You may ask how that piece of the Russian novel ever ended up on that
counter in the Indian store?
It would make a pretty story. Perhaps someone will tell it.
On goes that poor girl, held upright by thoughts of the water she would
give her children once home, and drink a little herself. On she goes,
through the dreaded dusts of an African drought.
We are a jaded lot, we in our world - our threatened world. We are good
for irony and even cynicism. Some words and ideas we hardly use, so worn
out have they become. But we may want to restore some words that have lost
their potency.
We have a treasure-house of literature, going back to the Egyptians, the
Greeks, the Romans. It is all there, this wealth of literature, to be
discovered again and again by whoever is lucky enough to come up on it.

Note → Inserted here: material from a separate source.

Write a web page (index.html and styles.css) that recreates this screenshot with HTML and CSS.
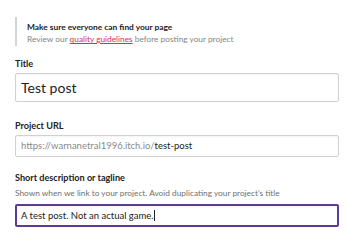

Suppose it did not exist. How impoverished, how empty we would be.
We have a bequest of stories, tales from the old storytellers, some of
whose names we know, but some not. The storytellers go back and back, to a
clearing in the forest where a great fire burns, and the old shamans dance
and sing, for our heritage of stories began in fire, magic, the spirit
world. And that is where it is held, today.
Ask any modern storyteller and they will say there is always a moment when
they are touched with fire, with what we like to call inspiration, and
this goes back and back to the beginning of our race, to fire and ice and
the great winds that shaped us and our world.
The storyteller is deep inside everyone of us. The story-maker is always
with us. Let us suppose our world is attacked by war, by the horrors that
we all of us easily imagine. Let us suppose floods wash through our
cities, the seas rise . . . but the storyteller will be there, for it is
our imaginations which shape us, keep us, create us - for good and for
ill. It is our stories that will recreate us, when we are torn, hurt, even
destroyed. It is the storyteller, the dream-maker, the myth-maker, that is
our phoenix, that represents us at our best, and at our most creative.
That poor girl trudging through the dust, dreaming of an education for her
children, do we think that we are better than she is - we, stuffed full of
food, our cupboards full of clothes, stifling in our superfluities?
I think it is that girl and the women who were talking about books and an
education when they had not eaten for three days, that may yet define us.